= Ramdas Adak =

Seventeenth century Bengali poet

Ramdas Adak (রামদাস আদক; c. 1635–1708) was a famous 17th-century Bengali and Sanskrit court poet and song composer. He composed a Dharmamangal kavya named Anadimangal. He was one of the most significant poets of the Dharmamangal Kavya. He was the only "non-Brahmin" poet of Dharmamangal. He was one of the earliest known composers of the Dharmamangal Kavya. He was the "Swavakobi" of Raja Pratapnarayan of Bhurishrestha.

== Early life and folk stories ==
He was born in 1635 in a Dakshin-Rarhiya Mahishya family at village Hayatpur under Arambagh subdivision of the Bhursut Kingdom in present-day Hooghly district. After his father's death he settled in a village called Paschimpara in modern-day Bardhaman district. For extreme poverty after his father's untimely death, he was unable to pay taxes and imprisoned by Chaitanya Samanta, an official of Raja Pratapnarayan, the Maharaja of Bhursut, and the son of Raja Rudranarayan and Bhavashankari, after few days an old man in disguise secretly freed Ramdas from the prison.

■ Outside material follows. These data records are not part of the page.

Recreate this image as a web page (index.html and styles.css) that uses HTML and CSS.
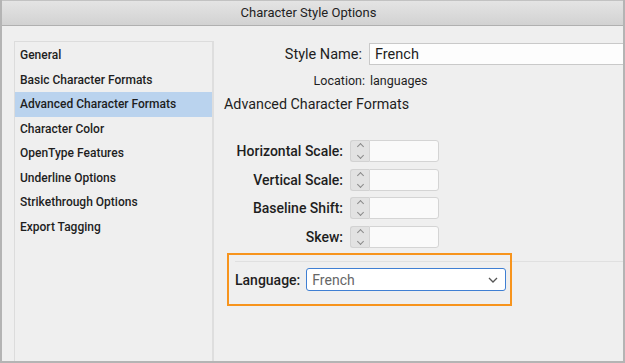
FILE: index.html
```html
<!DOCTYPE html>
<html lang="en">
  <head>
    <meta charset="UTF-8" />
    <meta name="viewport" content="width=device-width, initial-scale=1.0" />
    <title>Character Style Options</title>
    <link rel="stylesheet" href="styles.css">
  </head>
  <body>
    <div class="window">
      <div class="titlebar">Character Style Options</div>

      <div class="dialog-body">
        <ul class="sidebar">
          <li>General</li>
          <li>Basic Character Formats</li>
          <li class="selected">Advanced Character Formats</li>
          <li>Character Color</li>
          <li>OpenType Features</li>
          <li>Underline Options</li>
          <li>Strikethrough Options</li>
          <li>Export Tagging</li>
        </ul>

        <div class="main">
          <div class="name-row">
            <label for="styleName">Style Name:</label>
            <input id="styleName" type="text" value="French" />
          </div>
          <div class="location-row">
            <span class="location-label">Location:</span>
            <span>languages</span>
          </div>

          <h2>Advanced Character Formats</h2>

          <div class="spinners">
            <div class="spin-row">
              <label>Horizontal Scale:</label>
              <span class="stepper"><span class="up"></span><span class="down"></span></span>
              <span class="spin-field"></span>
            </div>
            <div class="spin-row">
              <label>Vertical Scale:</label>
              <span class="stepper"><span class="up"></span><span class="down"></span></span>
              <span class="spin-field"></span>
            </div>
            <div class="spin-row">
              <label>Baseline Shift:</label>
              <span class="stepper"><span class="up"></span><span class="down"></span></span>
              <span class="spin-field"></span>
            </div>
            <div class="spin-row">
              <label>Skew:</label>
              <span class="stepper"><span class="up"></span><span class="down"></span></span>
              <span class="spin-field"></span>
            </div>
          </div>

          <div class="language-section">
            <div class="language-row">
              <label>Language:</label>
              <div class="select">
                <span>French</span>
                <svg width="10" height="6" viewBox="0 0 10 6">
                  <path d="M1 1 L5 5 L9 1" fill="none" stroke="#555" stroke-width="1.3" />
                </svg>
              </div>
            </div>
            <div class="highlight"></div>
          </div>
        </div>
      </div>
    </div>
  </body>
</html>
```

FILE: styles.css
```css
body {
  margin: 0;
  padding: 0;
  font-family: Roboto, "Liberation Sans", sans-serif;
  color: #1e1e1e;
  overflow: hidden;
}

.window {
  width: 625px;
  height: 363px;
  box-sizing: border-box;
  background-color: #efefef;
  border-left: 2px solid #b4b4b4;
  border-right: 2px solid #b4b4b4;
  border-bottom: 2px solid #b4b4b4;
  overflow: hidden;
}

.titlebar {
  height: 24px;
  line-height: 24px;
  text-align: center;
  font-size: 13px;
  color: #222;
  padding-right: 8px;
  background: linear-gradient(#e4e4e4, #d2d2d2);
  border-top: 1px solid #c2c2c2;
  border-bottom: 1px solid #b0b0b0;
}

.dialog-body {
  display: flex;
  padding: 15px 0 0 12px;
  height: 320px;
}

.sidebar {
  list-style: none;
  margin: 0;
  padding: 1px 0 0;
  width: 197px;
  flex-shrink: 0;
  border: 1px solid #dcdcdc;
  border-right: 2px solid #dedede;
  border-bottom: none;
}

.sidebar li {
  height: 24.5px;
  line-height: 24.5px;
  padding-left: 5px;
  font-size: 12px;
  font-weight: 500;
  white-space: nowrap;
}

.sidebar li.selected {
  background-color: #bad3ee;
}

.main {
  flex: 1;
  padding: 2px 0 0 10px;
  position: relative;
  white-space: nowrap;
}

.name-row {
  display: flex;
  align-items: center;
  gap: 7px;
}

.name-row label {
  width: 138px;
  flex-shrink: 0;
  text-align: right;
  font-size: 14.5px;
}

.name-row input {
  width: 300px;
  flex-shrink: 0;
  height: 22px;
  box-sizing: border-box;
  border: 1px solid #c9c9c9;
  background-color: #fdfdfd;
  padding: 0 5px;
  font-family: inherit;
  font-size: 14.5px;
  color: #1e1e1e;
  outline: none;
}

.location-row {
  display: flex;
  gap: 5px;
  margin-top: 8px;
  height: 16px;
  line-height: 16px;
  font-size: 12.5px;
}

.location-label {
  width: 141px;
  text-align: right;
}

h2 {
  margin: 6px 0 0;
  font-size: 14.3px;
  font-weight: 400;
  height: 18px;
  line-height: 18px;
}

.spinners {
  margin-top: 27px;
  display: flex;
  flex-direction: column;
  gap: 6.5px;
}

.spin-row {
  display: flex;
  align-items: center;
  height: 22px;
}

.spin-row label {
  width: 119px;
  text-align: right;
  font-size: 14px;
  font-weight: 500;
  margin-right: 7px;
}

.stepper {
  width: 19px;
  height: 22px;
  box-sizing: border-box;
  background-color: #e2e2e2;
  border: 1px solid #d2d2d2;
  border-right: none;
  border-radius: 3px 0 0 3px;
  display: flex;
  flex-direction: column;
  align-items: center;
  justify-content: center;
  gap: 4px;
}

.stepper span {
  width: 4px;
  height: 4px;
  border-left: 1px solid #8a8a8a;
  border-top: 1px solid #8a8a8a;
}

.stepper .up {
  transform: rotate(45deg);
  margin-top: 3px;
}

.stepper .down {
  transform: rotate(-135deg);
  margin-bottom: 3px;
}

.spin-field {
  width: 70px;
  height: 22px;
  box-sizing: border-box;
  background-color: #fafafa;
  border: 1px solid #d4d4d4;
  border-radius: 0 3px 3px 0;
}

.language-section {
  margin-top: 13.5px;
  border-top: 1px solid #e0e0e0;
  margin-left: 11px;
  position: relative;
}

.language-row {
  display: flex;
  align-items: center;
  gap: 6px;
  margin-top: 6px;
}

.language-row label {
  font-size: 14px;
  font-weight: 500;
}

.select {
  width: 200px;
  height: 23px;
  box-sizing: border-box;
  border: 1px solid #3f7fd3;
  border-radius: 3px;
  background-color: #fff;
  display: flex;
  align-items: center;
  justify-content: space-between;
  padding: 0 7px 0 5px;
  font-size: 14px;
  color: #666;
}

.highlight {
  position: absolute;
  left: -8px;
  top: -9px;
  width: 285px;
  height: 53px;
  box-sizing: border-box;
  border: 2px solid #f7941d;
}
```
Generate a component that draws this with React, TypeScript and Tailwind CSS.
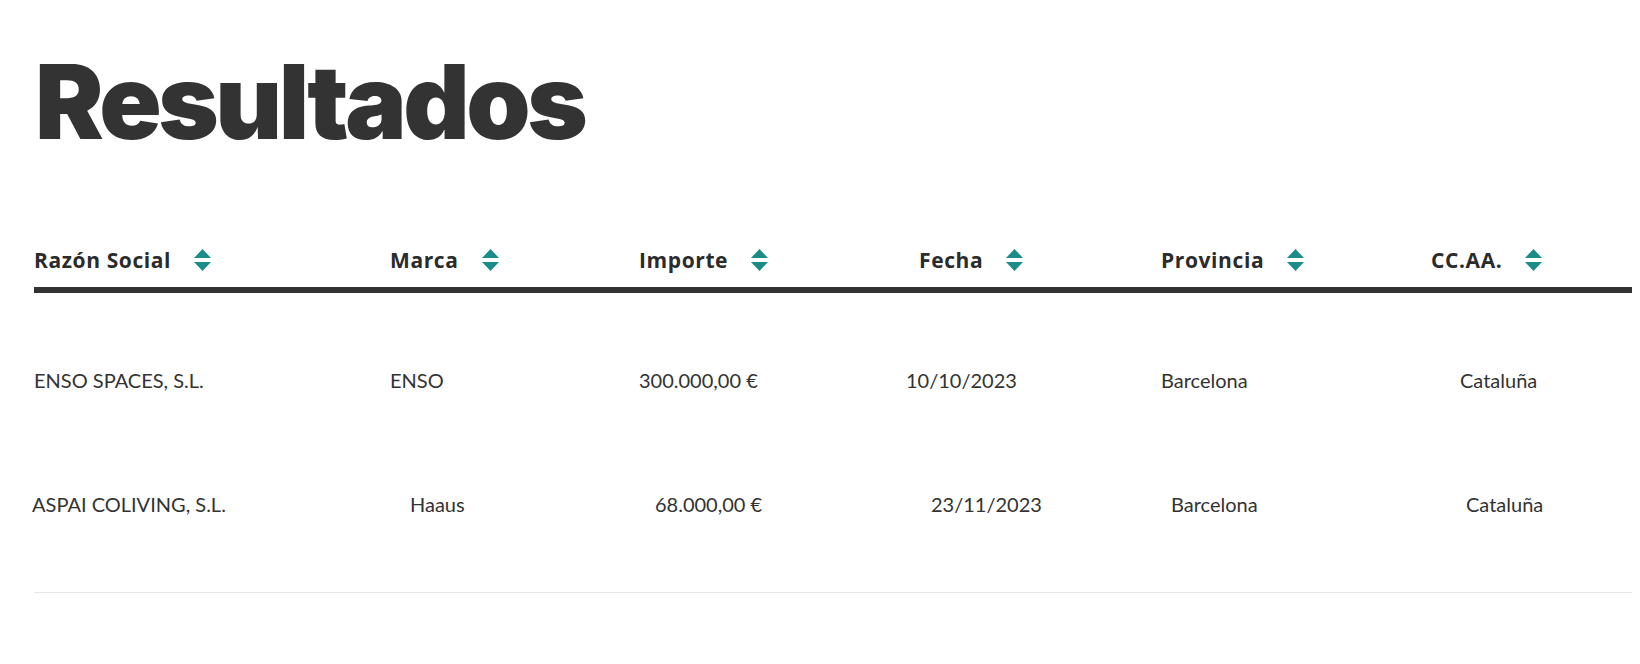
import React from "react";

const SortIcon = () => (
  <svg width="17" height="22" viewBox="0 0 17 22" className="shrink-0">
    <polygon points="0,9 8.5,0 17,9" fill="#1b8c88" />
    <polygon points="0,13 8.5,22 17,13" fill="#1b8c88" />
  </svg>
);

const headers = ["Razón Social", "Marca", "Importe", "Fecha", "Provincia", "CC.AA."];

export default function App() {
  return (
    <div className="min-h-[664px] w-[1640px] bg-white pl-[34px] pr-[8px] pt-[50px]">
      <h1
        className="text-[103px] leading-none font-black tracking-[-3.5px] text-[#333333] ml-[1px]"
        style={{ fontFamily: "Inter, 'Noto Sans', sans-serif" }}
      >
        Resultados
      </h1>

      <div
        className="mt-[93px] grid grid-cols-[356px_249px_280px_242px_270px_1fr] border-b-[6px] border-[#333333] pb-[13px]"
        style={{ fontFamily: "'Open Sans', 'Noto Sans', sans-serif" }}
      >
        {headers.map((h) => (
          <div key={h} className="flex items-center gap-[23px]">
            <span className="text-[21px] leading-[28px] font-bold tracking-[0.6px] text-[#2b2b2b]">{h}</span>
            <SortIcon />
          </div>
        ))}
      </div>

      <div
        className="text-[20px] leading-[24px] text-[#333333]"
        style={{ fontFamily: "Lato, 'Noto Sans', sans-serif" }}
      >
        <div className="grid grid-cols-[356px_249px_280px_242px_270px_1fr] pt-[75px]">
          <div>ENSO SPACES, S.L.</div>
          <div>ENSO</div>
          <div>300.000,00 €</div>
          <div className="-ml-[13px]">10/10/2023</div>
          <div>Barcelona</div>
          <div className="pl-[29px]">Cataluña</div>
        </div>
        <div className="grid grid-cols-[356px_249px_280px_242px_270px_1fr] pt-[100px] pb-[76px] border-b border-[#e6e6e6]">
          <div className="-ml-[2px]">ASPAI COLIVING, S.L.</div>
          <div className="pl-[20px]">Haaus</div>
          <div className="pl-[16px]">68.000,00 €</div>
          <div className="pl-[12px]">23/11/2023</div>
          <div className="pl-[10px]">Barcelona</div>
          <div className="pl-[35px]">Cataluña</div>
        </div>
      </div>
    </div>
  );
}
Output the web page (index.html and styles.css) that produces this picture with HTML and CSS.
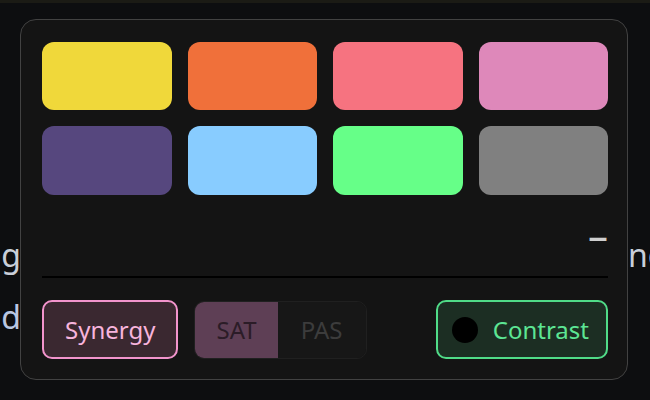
FILE: index.html
```html
<!DOCTYPE html>
<html lang="en">
<head>
<meta charset="utf-8">
<title>Palette</title>
<link rel="stylesheet" href="styles.css">
</head>
<body>
<div class="topbar"></div>
<main class="page">
  <div class="bg-line">
    <div class="bg-left"><span>Loading</span></div>
    <div class="bg-right"><span>ngs and more</span></div>
  </div>
  <div class="bg-line second">
    <div class="bg-left"><span>cloud</span></div>
  </div>
</main>

<section class="panel">
  <div class="swatches">
    <div class="swatch yellow"></div>
    <div class="swatch orange"></div>
    <div class="swatch coral"></div>
    <div class="swatch pink"></div>
    <div class="swatch purple"></div>
    <div class="swatch sky"></div>
    <div class="swatch green"></div>
    <div class="swatch gray"></div>
  </div>
  <div class="display"><span class="value">–</span></div>
  <div class="actions">
    <button class="btn synergy">Synergy</button>
    <div class="segment">
      <span class="seg active">SAT</span>
      <span class="seg">PAS</span>
    </div>
    <button class="btn contrast"><span class="dot"></span>Contrast</button>
  </div>
</section>
</body>
</html>
```

FILE: styles.css
```css
* { box-sizing: border-box; }
html, body { margin: 0; height: 100%; }
body {
  background: #0d0e10;
  font-family: "Noto Sans", "Open Sans", sans-serif;
  overflow: hidden;
  position: relative;
}
.topbar { height: 3px; background: #1b1b15; }
.page { padding-top: 232px; }
.bg-line {
  display: flex;
  justify-content: space-between;
  font-size: 32px;
  line-height: 40px;
  color: #c9cfd9;
  white-space: nowrap;
}
.bg-line.second { margin-top: 22px; color: #b9c6e2; }
.bg-left {
  width: 21px;
  overflow: hidden;
  display: flex;
  justify-content: flex-end;
}
.bg-right {
  width: 22px;
  overflow: hidden;
}
.panel {
  position: absolute;
  left: 20px;
  top: 19px;
  width: 608px;
  background: #141414;
  border: 1px solid #424242;
  border-radius: 16px;
  padding: 22px 19px 20px 21px;
}
.swatches {
  display: grid;
  grid-template-columns: repeat(4, 1fr);
  gap: 16px;
}
.swatch { height: 68px; border-radius: 12px; }
.swatches .swatch:nth-child(n+5) { height: 69px; }
.yellow { background: #f0d83a; }
.orange { background: #f0703a; }
.coral { background: #f67380; }
.pink { background: #de88ba; }
.purple { background: #56477e; }
.sky { background: #88ccff; }
.green { background: #66ff88; }
.gray { background: #808080; }
.display {
  height: 83px;
  border-bottom: 2px solid #000;
  display: flex;
  justify-content: flex-end;
  align-items: center;
}
.value {
  font-size: 40px;
  line-height: 40px;
  color: #cfcfcf;
  margin-top: -2px;
}
.actions {
  margin-top: 22px;
  display: flex;
  align-items: center;
  gap: 16px;
}
.btn {
  height: 59px;
  border-radius: 10px;
  font-family: inherit;
  font-size: 24px;
  display: flex;
  align-items: center;
  padding: 0 21px;
  cursor: pointer;
}
.synergy {
  background: #3a2830;
  border: 2px solid #f294cc;
  color: #f7b4dc;
}
.segment {
  display: flex;
  height: 58px;
  border: 1px solid #202020;
  border-radius: 10px;
  overflow: hidden;
}
.seg {
  display: flex;
  align-items: center;
  padding: 0 21px;
  font-size: 24px;
  color: #3c3c3c;
  background: #171717;
}
.seg.active { background: #5e3f55; color: #2b1c27; }
.seg + .seg { padding: 0 23px; }
.contrast {
  margin-left: auto;
  background: #1c2e23;
  border: 2px solid #50dc88;
  color: #5ce594;
  padding: 0 17px 0 14px;
  gap: 15px;
}
.dot {
  width: 26px;
  height: 26px;
  border-radius: 50%;
  background: #000;
}
```
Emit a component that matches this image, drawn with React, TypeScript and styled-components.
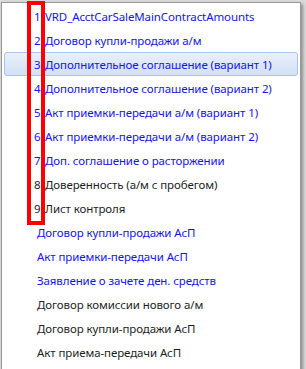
import styled, { createGlobalStyle } from "styled-components";

const GlobalStyle = createGlobalStyle`
  html, body {
    margin: 0;
    padding: 0;
    background: #dadada;
    overflow: hidden;
  }
  body {
    font-family: "Noto Sans", "Open Sans", sans-serif;
  }
`;

const Page = styled.div`
  position: relative;
  width: 306px;
  height: 369px;
  padding: 2px 0 0 1px;
  box-sizing: border-box;
`;

const Menu = styled.div`
  width: 300px;
  height: 380px;
  box-sizing: border-box;
  background: #ffffff;
  border: 1px solid #979797;
  box-shadow: 2px 2px 3px rgba(0, 0, 0, 0.35);
  padding: 1px 2px 0 2px;
  display: flex;
  flex-direction: column;
`;

const Item = styled.div<{ $hot?: boolean; $blue?: boolean }>`
  height: 24px;
  box-sizing: border-box;
  display: flex;
  align-items: center;
  padding-left: ${(p) => (p.$hot ? "29px" : "30px")};
  font-size: 11.5px;
  letter-spacing: -0.1px;
  white-space: nowrap;
  color: ${(p) => (p.$blue ? "#1414ee" : "#1e1e1e")};
  border-radius: 3px;
  border: ${(p) => (p.$hot ? "1px solid #a9c5ec" : "none")};
  background: ${(p) =>
    p.$hot ? "linear-gradient(#e9f0fa, #d2e0f4)" : "transparent"};
`;

const Num = styled.span`
  display: inline-block;
  width: 11px;
`;

const Plain = styled.span`
  padding-left: 3px;
`;

const Marker = styled.div`
  position: absolute;
  left: 27px;
  top: 1px;
  width: 18px;
  height: 224px;
  box-sizing: border-box;
  border: 4px solid #ff0000;
  pointer-events: none;
`;

type Entry = { n?: number; text: string; blue: boolean };

const entries: Entry[] = [
  { n: 1, text: "VRD_AcctCarSaleMainContractAmounts", blue: true },
  { n: 2, text: "Договор купли-продажи а/м", blue: true },
  { n: 3, text: "Дополнительное соглашение (вариант 1)", blue: true },
  { n: 4, text: "Дополнительное соглашение (вариант 2)", blue: true },
  { n: 5, text: "Акт приемки-передачи а/м (вариант 1)", blue: true },
  { n: 6, text: "Акт приемки-передачи а/м (вариант 2)", blue: true },
  { n: 7, text: "Доп. соглашение о расторжении", blue: true },
  { n: 8, text: "Доверенность (а/м с пробегом)", blue: false },
  { n: 9, text: "Лист контроля", blue: false },
  { text: "Договор купли-продажи АсП", blue: true },
  { text: "Акт приемки-передачи АсП", blue: true },
  { text: "Заявление о зачете ден. средств", blue: true },
  { text: "Договор комиссии нового а/м", blue: false },
  { text: "Договор купли-продажи АсП", blue: false },
  { text: "Акт приема-передачи АсП", blue: false },
];

const App = () => {
  return (
    <Page>
      <GlobalStyle />
      <Menu>
        {entries.map((e, i) => (
          <Item key={i} $blue={e.blue} $hot={i === 2}>
            {e.n ? (
              <>
                <Num>{e.n}</Num>
                {e.text}
              </>
            ) : (
              <Plain>{e.text}</Plain>
            )}
          </Item>
        ))}
      </Menu>
      <Marker />
    </Page>
  );
};

export default App;
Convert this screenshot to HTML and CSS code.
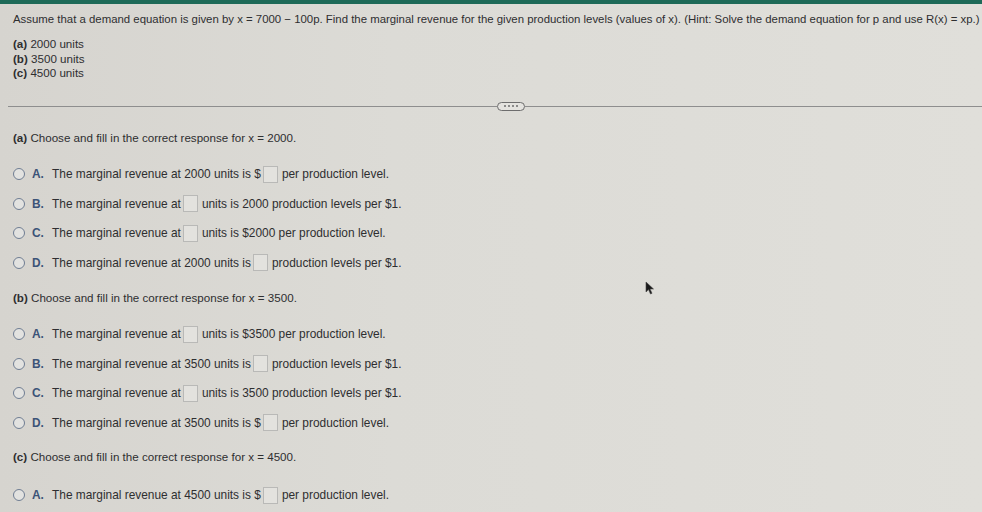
FILE: index.html
```html
<!DOCTYPE html>
<html>
<head>
<meta charset="utf-8">
<link rel="stylesheet" href="styles.css">
</head>
<body>
<div class="topbar"></div>
<div class="page">
  <p class="question">Assume that a demand equation is given by x = 7000 − 100p. Find the marginal revenue for the given production levels (values of x). (Hint: Solve the demand equation for p and use R(x) = xp.)</p>
  <ul class="levels">
    <li><b>(a)</b> 2000 units</li>
    <li><b>(b)</b> 3500 units</li>
    <li><b>(c)</b> 4500 units</li>
  </ul>
</div>
<div class="divider">
  <div class="line short"></div>
  <div class="pill"><span></span><span></span><span></span><span></span></div>
  <div class="line"></div>
</div>
<div class="page">
  <section class="part part-a">
    <p class="heading"><b>(a)</b> Choose and fill in the correct response for x = 2000.</p>
    <div class="opts">
      <div class="opt"><span class="radio"></span><span class="letter">A.</span><span class="txt">The marginal revenue at 2000 units is $</span><span class="box"></span><span class="txt gap">per production level.</span></div>
      <div class="opt"><span class="radio"></span><span class="letter">B.</span><span class="txt">The marginal revenue at</span><span class="box"></span><span class="txt gap">units is 2000 production levels per $1.</span></div>
      <div class="opt"><span class="radio"></span><span class="letter">C.</span><span class="txt">The marginal revenue at</span><span class="box"></span><span class="txt gap">units is $2000 per production level.</span></div>
      <div class="opt"><span class="radio"></span><span class="letter">D.</span><span class="txt">The marginal revenue at 2000 units is</span><span class="box"></span><span class="txt gap">production levels per $1.</span></div>
    </div>
  </section>
  <section class="part part-b">
    <p class="heading"><b>(b)</b> Choose and fill in the correct response for x = 3500.</p>
    <div class="opts">
      <div class="opt"><span class="radio"></span><span class="letter">A.</span><span class="txt">The marginal revenue at</span><span class="box"></span><span class="txt gap">units is $3500 per production level.</span></div>
      <div class="opt"><span class="radio"></span><span class="letter">B.</span><span class="txt">The marginal revenue at 3500 units is</span><span class="box"></span><span class="txt gap">production levels per $1.</span></div>
      <div class="opt"><span class="radio"></span><span class="letter">C.</span><span class="txt">The marginal revenue at</span><span class="box"></span><span class="txt gap">units is 3500 production levels per $1.</span></div>
      <div class="opt"><span class="radio"></span><span class="letter">D.</span><span class="txt">The marginal revenue at 3500 units is $</span><span class="box"></span><span class="txt gap">per production level.</span></div>
    </div>
  </section>
  <section class="part part-c">
    <p class="heading"><b>(c)</b> Choose and fill in the correct response for x = 4500.</p>
    <div class="opts">
      <div class="opt"><span class="radio"></span><span class="letter">A.</span><span class="txt">The marginal revenue at 4500 units is $</span><span class="box"></span><span class="txt gap">per production level.</span></div>
    </div>
  </section>
</div>
<svg class="cursor" width="10" height="14" viewBox="0 0 10 14"><path d="M1 1 L1 11 L3.5 8.6 L5.5 13 L7 12.3 L5 8 L8.5 8 Z" fill="#1a1a1a" stroke="#444" stroke-width="0.6"/></svg>
</body>
</html>
```

FILE: styles.css
```css
html, body {
  margin: 0;
  padding: 0;
}
body {
  width: 982px;
  height: 512px;
  overflow: hidden;
  background: linear-gradient(90deg, #d6d4cf 0%, #dcdbd6 40%, #e0dfda 100%);
  font-family: "Liberation Sans", Arial, sans-serif;
  color: #2e2e30;
  position: relative;
}
.topbar {
  height: 4px;
  background: #1e6a58;
}
.page {
  padding-left: 13px;
}
p { margin: 0; }
b { font-weight: bold; }
.question {
  margin-top: 8px;
  font-size: 11.4px;
  line-height: 14px;
  white-space: nowrap;
}
.levels {
  list-style: none;
  margin: 11px 0 0 0;
  padding: 0;
  font-size: 11.6px;
  line-height: 14.5px;
}
.divider {
  margin-top: 21px;
  display: flex;
  align-items: center;
  height: 9px;
  padding-left: 8px;
}
.line {
  flex: 1;
  height: 1px;
  background: #8e8e8e;
}
.line.short {
  flex: 0 0 489px;
}
.pill {
  width: 26px;
  height: 7px;
  border: 1px solid #6d6d6d;
  border-radius: 5px;
  background: #e4e3df;
  display: flex;
  align-items: center;
  justify-content: center;
  gap: 2px;
}
.pill span {
  width: 2px;
  height: 2px;
  background: #6d6d6d;
  border-radius: 1px;
}
.heading {
  font-size: 11.6px;
  line-height: 14px;
}
.part-a { margin-top: 20px; }
.part-b { margin-top: 13px; }
.part-c { margin-top: 12px; }
.opts {
  margin-top: 15px;
}
.part-c .opts { margin-top: 17px; }
.opt {
  display: flex;
  align-items: center;
  height: 29.5px;
  font-size: 11.9px;
}
.radio {
  width: 10px;
  height: 10px;
  border: 1.2px solid #6f7d92;
  border-radius: 50%;
  background: #e2e2e0;
  flex: 0 0 auto;
}
.letter {
  font-weight: bold;
  color: #3c5378;
  margin-left: 7px;
  width: 20px;
}
.txt {
  white-space: nowrap;
}
.box {
  width: 13px;
  height: 15px;
  border: 1px solid #b9b9b7;
  background: #e3e2de;
  margin-left: 2px;
  flex: 0 0 auto;
}
.gap {
  margin-left: 4px;
}
.cursor {
  position: absolute;
  left: 645px;
  top: 281px;
}
```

ভূরসুত রাজা রায় প্রতাপনারাণ।
দানে কল্পতরু তূল্য কর্ণের সমান।।

চৈতন্য সামন্ত ছিল গ্রামের মণ্ডল।
মুখে মধু স্বরসুধা অন্তরে গরল।।
— Ramdas Adak, Anadi Mangal

To escape from the king's soldiers, he constantly changed his place of residence. It is said that one day he being chased by a supernatural guard, he became frightened, exhausted, and thirsty. When he went to a pond to drink water, the water miraculously dried up, and he fell unconscious, at that moment, God Dharmathakur appeared before him in the guise of a young Brahmin and offered him Ganges water to drink, and restored his consciousness.

ক্ষুধায় তৃষ্ণায় রাম ক্লেশ পাও তুমি।
তোমার লাগিয়া জল আনিয়াছি আমি।।

এত বলি বদনে দিলেন গঙ্গাজল।

আজি হইতে রামদাসের জীবন সফল।।

জলপানে রামদাস জীবন পেলে তুমি।
ধর্মের সঙ্গীত গাও শুনি কিছু আমি।।
— Ramdas Adak, Anadimangal

After regain consciousness, The Brahmin commanded him to sing a devotional songs in praise of Dharma Thakur. Since Ramdas had no knowledge of worship or devotional songs, he humbly described himself as ignorant. Pleased by his humility, Dharmaraj revealed his divine form as Lord Vishnu and granted Ramdas the boon of supreme wisdom and ordered Ramdas to compose Anadimangal and spread the glory of Dharma Thakur.

আজ থেকে রামদাস কবিবর তুমি।
জারগ্রামের কালুরায় ধর্ম হই আমি।।

আসরে জুড়িবে গীত আমা সোঙরণে।

সঙ্গীত কবিতা ভরা ভাসিবে বদনে।।

সুচ্ছন্দবন্ধন গীত সুশ্রাব্য সবার।
শ্রীধর্মমাহাত্ম্য মর্ত্যে হইবে প্রচার।।
— Ramdas Adak, Anadimangal

ভক্তের বাসনা পূর্ন করিবারে হরি।
হইলেন শঙ্খচক্রগদাপদ্মধারী।।
— Ramdas Adak, Anadimangal
Ramdas' only son was Balai Chand. His descendants still reside in Paschimpara village.

== Career ==
Alongside composing Anadimangal, Ramdas began singing various devotional songs on Dharmaraj. Within a short time he got the attention of Raja Jadavchandra Roy, the nephew of Raja Pratapnarayan who was deeply impressed by Ramdas's poetic and musical talent. Because of his talent he was appointed as the Swavakavi in Raja Pratapnarayan's royal court, where he completed the composition of Anadimangal Kavya. Raja Naranarayan, after his succession to the throne, also appointed him as the Dewan of Bhurishrestha.